IndiGo operates BOM–DXB on its own network and its published fares can be quite competitive, especially when booked early or during a sale. If IndiGo’s direct published price is already below or close to what a consolidator would charge you net, there is no advantage to using a consolidator for that specific flight. Always compare the direct airline price against your consolidator quote before booking. Use FlightGPT for the published fare benchmark.

What is the difference between a block agreement and a sub-agent arrangement for Gulf fares?

A block agreement is between a consolidator (or large agency) and the airline directly — they commit to buying a set number of seats in advance. A sub-agent arrangement is where a smaller agent accesses those pre-committed seats via the consolidator’s B2B portal, paying the consolidator’s net price.
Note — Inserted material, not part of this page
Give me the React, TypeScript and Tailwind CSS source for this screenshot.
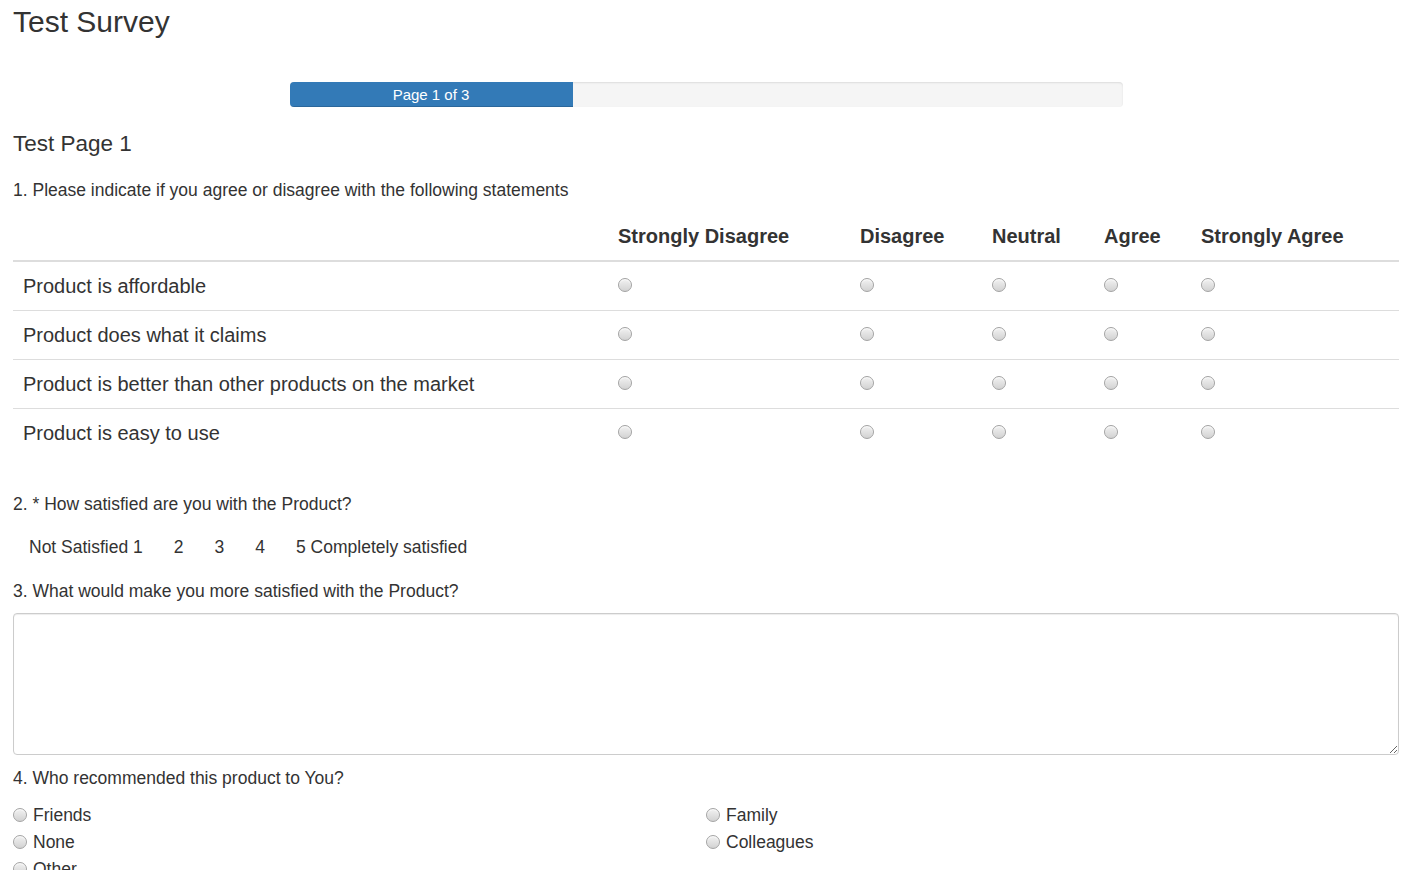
import React from "react";

const columns = [
  { label: "Strongly Disagree", width: "w-[242px]" },
  { label: "Disagree", width: "w-[132px]" },
  { label: "Neutral", width: "w-[112px]" },
  { label: "Agree", width: "w-[97px]" },
  { label: "Strongly Agree", width: "w-[208px]" },
];

const rows = [
  "Product is affordable",
  "Product does what it claims",
  "Product is better than other products on the market",
  "Product is easy to use",
];

const ratings = ["Not Satisfied 1", "2", "3", "4", "5 Completely satisfied"];

const choices = ["Friends", "Family", "None", "Colleagues", "Other"];

const Radio = () => (
  <span className="inline-block w-[14px] h-[14px] rounded-full border border-[#a4a4a4] bg-gradient-to-b from-[#f2f2f2] to-[#d2d2d2] shadow-[inset_0_1px_1px_rgba(255,255,255,0.8)] shrink-0" />
);

const App = () => {
  return (
    <div className="min-h-screen bg-white px-[13px] text-[#333] font-['Liberation_Sans',Arial,Helvetica,sans-serif]">
      <h3 className="text-[30px] leading-[33px] mt-[5px] font-normal">Test Survey</h3>

      <div className="mt-[44px] mx-auto w-[833px] h-[25px] bg-[#f5f5f5] rounded-[4px] shadow-[inset_0_1px_2px_rgba(0,0,0,0.1)] overflow-hidden flex">
        <div className="w-[283px] h-full bg-[#337ab7] text-white text-[15px] leading-[25px] text-center shadow-[inset_0_-1px_0_rgba(0,0,0,0.15)]">
          Page 1 of 3
        </div>
      </div>

      <h4 className="mt-[25px] text-[22.5px] leading-[24.75px] font-normal">Test Page 1</h4>

      <h5 className="mt-[21px] text-[17.5px] leading-[25px] font-normal">
        1. Please indicate if you agree or disagree with the following statements
      </h5>

      <table className="mt-[9px] w-[1386px] border-collapse table-fixed">
        <thead>
          <tr className="border-b-2 border-[#ddd]">
            <th className="w-[595px] p-[10px]" />
            {columns.map((c) => (
              <th
                key={c.label}
                className={`${c.width} p-[10px] text-left text-[20px] leading-[28px] font-bold whitespace-nowrap`}
              >
                {c.label}
              </th>
            ))}
          </tr>
        </thead>
        <tbody>
          {rows.map((r, i) => (
            <tr key={r} className={i > 0 ? "border-t border-[#ddd]" : ""}>
              <td className="p-[10px] text-[20px] leading-[28px]">{r}</td>
              {columns.map((c) => (
                <td key={c.label} className="p-[10px]">
                  <div className="h-[28px] flex items-center">
                    <span className="mb-[2px] flex">
                      <Radio />
                    </span>
                  </div>
                </td>
              ))}
            </tr>
          ))}
        </tbody>
      </table>

      <h5 className="mt-[35px] text-[17.5px] leading-[25px] font-normal">
        2. * How satisfied are you with the Product?
      </h5>

      <div className="mt-[9.5px] flex">
        {ratings.map((r) => (
          <span
            key={r}
            className="px-[15px] py-[7.5px] border border-transparent -mr-px text-[17.5px] leading-[25px]"
          >
            {r}
          </span>
        ))}
      </div>

      <h5 className="mt-[10.5px] text-[17.5px] leading-[25px] font-normal">
        3. What would make you more satisfied with the Product?
      </h5>

      <textarea className="block mt-[9.5px] w-full h-[142px] border border-[#ccc] rounded-[4px] shadow-[inset_0_1px_1px_rgba(0,0,0,0.075)] outline-none" />

      <h5 className="mt-[10.5px] text-[17.5px] leading-[25px] font-normal">
        4. Who recommended this product to You?
      </h5>

      <div className="mt-[11px] grid grid-cols-2 pb-4">
        {choices.map((c) => (
          <label key={c} className="flex items-center gap-[6px] h-[27px] text-[17.5px]">
            <Radio />
            <span>{c}</span>
          </label>
        ))}
      </div>
    </div>
  );
};

export default App;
Most smaller and medium-sized Indian agents use sub-agent arrangements rather than holding their own airline blocks. The larger consolidators absorb the inventory risk; the sub-agent gets access to competitive pricing without the commitment.

How does the Eid holiday period affect Gulf fare availability for agents?

Eid al-Fitr and Eid al-Adha are among the highest-demand periods on India–Gulf routes, particularly for COK, MAA and HYD sectors where many UAE-based Indian workers travel back home or families visit Dubai. Published fares can spike significantly in the weeks around these dates. Consolidators with pre-committed blocks can sometimes still offer below-rack prices, but those blocks sell out fast. For Eid-period bookings, start sourcing consolidator inventory at least 60–90 days out.

Do consolidator fares on Gulf routes include baggage?

On LCC carriers (Air Arabia, flydubai, IndiGo) the answer is almost always no — the net fare from the consolidator is a bare base fare plus taxes, with no baggage included. You need to add baggage either through the consolidator at booking (if their platform allows it) or directly through the airline after ticketing. On Emirates and Air India Express, some fare classes include checked baggage — check the fare conditions. Always confirm the baggage-included total price with the client before they pay.